Cabinet, having considered the report and all the issues and implications contained therein




(1)       T H A T the proposals set out in the report relating to the way in which Youth Services operate ("the new Youth Offer"), including the development of partnerships with National Voluntary Youth Organisations and Community Groups and the implementation of associated staffing structures, be approved in principle as the basis for referral to Scrutiny Committee (Learning and Culture) prior to making a final determination.
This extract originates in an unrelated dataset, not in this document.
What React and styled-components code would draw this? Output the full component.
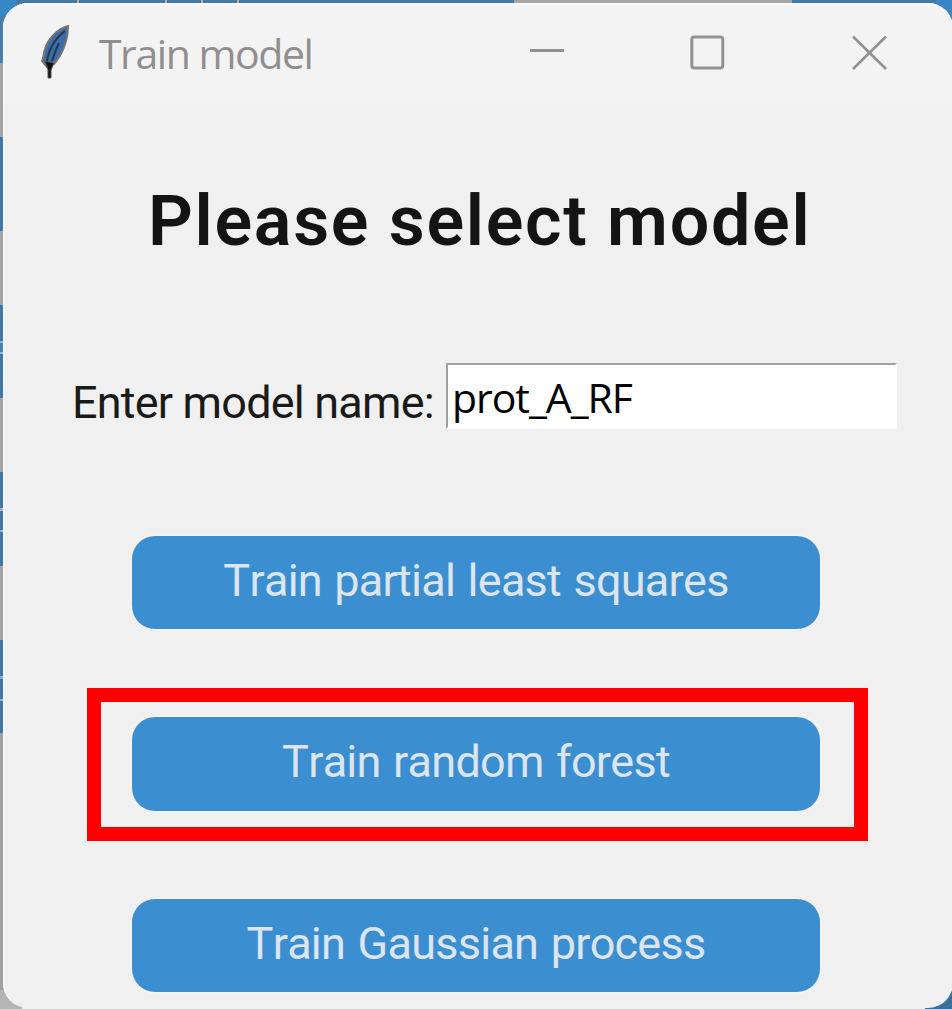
import React from "react";
import styled, { createGlobalStyle } from "styled-components";

const GlobalStyle = createGlobalStyle`
  * { box-sizing: border-box; }
  body { margin: 0; overflow: hidden; }
`;

const Desktop = styled.div`
  width: 952px;
  height: 1009px;
  padding: 2.6px 0 1px 2.6px;
  overflow: hidden;
  background:
    linear-gradient(#3986c6, #3986c6) 0 0 / 16px 16px no-repeat,
    linear-gradient(#3986c6, #3986c6) 936px 0 / 16px 30px no-repeat,
    linear-gradient(#38709f, #38709f) 925px 980px / 27px 29px no-repeat,
    linear-gradient(90deg, #4279a6 77px, #c9a9a0 77px 79px, #4279a6 79px 165px, #c9a9a0 165px 167px, #4279a6 167px 201px, #c9a9a0 201px 203px, #4279a6 203px 237px, #c9a9a0 237px 239px, #4279a6 239px 514px, #a6a6a6 514px 792px, #4279a6 792px) 0 0 / 952px 3px no-repeat,
    linear-gradient(#b5b5b5, #b5b5b5) 0 990px / 22px 19px no-repeat,
    linear-gradient(#f0f0f0, #f0f0f0) 22px 1000px / 908px 9px no-repeat,
    linear-gradient(#4a7ea9 63px, #a5a3a3 63px 137px, #4178a5 137px 231px, #a5a3a3 231px 305px, #4178a5 305px 341px, #9db4c6 341px 343px, #4583b5 343px 352px, #9db4c6 352px 354px, #4178a5 354px 398px, #a5a3a3 398px 472px, #4178a5 472px 508px, #a9b4bc 508px 511px, #4178a5 511px 530px, #a9b4bc 530px 532px, #4178a5 532px 566px, #a5a3a3 566px 640px, #4178a5 640px 676px, #8fb0c0 676px 679px, #4178a5 679px 699px, #a9b4bc 699px 701px, #4178a5 701px 733px, #a0a0a0 733px);
`;

const Window = styled.section`
  width: 950px;
  height: 1005.4px;
  display: flex;
  flex-direction: column;
  overflow: hidden;
  border-radius: 25px;
  background: #f0f0f0;
  box-shadow: inset 1.5px 1px 0 #f8f8f8;
`;

const TitleBar = styled.header`
  flex: none;
  height: 101.4px;
  display: flex;
  align-items: flex-start;
  padding-left: 37.4px;
  background: #f3f3f3;
  box-shadow: inset 1px 2px 0 #fbfbfb;
`;

const Feather = styled.svg`
  width: 32px;
  height: 58px;
  margin-top: 21.4px;
`;

const Caption = styled.span`
  width: 424px;
  margin: 20.4px 0 0 27px;
  font: 400 41px/60px "Open Sans", sans-serif;
  letter-spacing: -1.45px;
  color: #8f8f8f;
  white-space: nowrap;
`;

const Controls = styled.div`
  display: flex;
  gap: 124px;
  padding: 31.4px 0 0 6px;
`;

const ControlIcon = styled.svg`
  width: 37px;
  height: 37px;
  fill: none;
  stroke: #929292;
  stroke-width: 3;
`;

const Body = styled.main`
  flex: 1;
  display: flex;
  flex-direction: column;
`;

const Heading = styled.h1`
  width: 100%;
  margin: 77px 0 0;
  padding-left: 145.4px;
  font: 600 70px/80px Roboto, sans-serif;
  letter-spacing: 1.7px;
  word-spacing: -0.5px;
  color: #141414;
  white-space: nowrap;
`;

const Field = styled.label`
  display: flex;
  align-items: flex-start;
  margin-top: 102px;
  padding-left: 69.4px;
`;

const FieldName = styled.span`
  width: 374px;
  padding-top: 10px;
  font: 400 45px/60px Roboto, sans-serif;
  letter-spacing: -0.8px;
  color: #1a1a1a;
  white-space: nowrap;
`;

const Entry = styled.input`
  width: 451px;
  height: 66px;
  padding: 2px 0 0 4px;
  border: 2px solid #fff;
  border-top-color: #a0a0a0;
  border-left-color: #a0a0a0;
  border-radius: 0;
  outline: 0;
  background: #fff;
  font: 400 41px "Open Sans", sans-serif;
  letter-spacing: -1.05px;
  color: #000;
`;

const Actions = styled.div`
  display: flex;
  flex-direction: column;
  margin-top: 74px;
  padding-left: 84.4px;
`;

const Slot = styled.div`
  width: 781px;
  height: 153px;
  flex: none;
  display: flex;
  justify-content: center;
  align-items: center;
  margin-bottom: 28.4px;
  padding: 0 3px 2px 0;
  border: 14px solid ${(p) => (p.$marked ? "#ff0000" : "transparent")};
`;

const TrainButton = styled.button`
  width: 688px;
  height: 93.5px;
  padding: 0 0 3px;
  border: 0;
  border-radius: 23px;
  background: #3b8ed0;
  box-shadow: 0 0 0 1.5px #f7f4f2;
  font: 400 45px/60px Roboto, sans-serif;
  font-kerning: none;
  letter-spacing: -0.75px;
  word-spacing: 2px;
  color: #dce4ee;
  white-space: nowrap;
`;

const actions = [
  { label: "Train partial least squares" },
  { label: "Train random forest", marked: true },
  { label: "Train Gaussian process" },
];

export default function App() {
  return (
    <Desktop>
      <GlobalStyle />
      <Window>
        <TitleBar>
          <Feather viewBox="0 0 32 58">
            <path d="M28 2C17 5 8 15 5 25C3 31 4 34 2 37L7 43L14 40C22 31 28 17 28 2Z" fill="#3b6da8" stroke="#77736e" strokeWidth="2" />
            <path d="M25 7C14 15 8 27 7 38M19 19C16 25 14 31 12 37" fill="none" stroke="#26364a" strokeWidth="2" />
            <path d="M5 37L14 39L11 46V54H8V46Z" fill="#111" stroke="#555" strokeWidth="1" />
          </Feather>
          <Caption>Train model</Caption>
          <Controls>
            <ControlIcon viewBox="0 0 37 37"><path d="M1 16.5H35" /></ControlIcon>
            <ControlIcon viewBox="0 0 37 37"><rect x="1.8" y="3" width="31" height="31" rx="2.5" /></ControlIcon>
            <ControlIcon viewBox="0 0 37 37"><path d="M2 2.5L35 35M35 2.5L2 35" strokeWidth="2.6" /></ControlIcon>
          </Controls>
        </TitleBar>
        <Body>
          <Heading>Please select model</Heading>
          <Field>
            <FieldName>Enter model name:</FieldName>
            <Entry defaultValue="prot_A_RF" />
          </Field>
          <Actions>
            {actions.map((a) => (
              <Slot key={a.label} $marked={a.marked}>
                <TrainButton type="button">{a.label}</TrainButton>
              </Slot>
            ))}
          </Actions>
        </Body>
      </Window>
    </Desktop>
  );
}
(2)       T H A T subject to resolution 1 above, delegated authority be granted to the Director of Learning and Skills, in consultation with the Leader, Cabinet Member for Learning and Culture and the Managing Director to: 

  • Undertake the necessary consultation and engagement activity as described in the report;
  • Respond as appropriate to the engagement and consultation.

Reasons for decisions


(1)       To enable the Council to take a strategic approach to the provision of youth support services for young people within the resources available and enable improvements in the quality and standard of provision of youth support services for young people.


(2)       To ensure the process of required consultation and engagement with Trade Unions, staff and other stakeholders was undertaken efficiently and effectively in line with Council policies and procedures.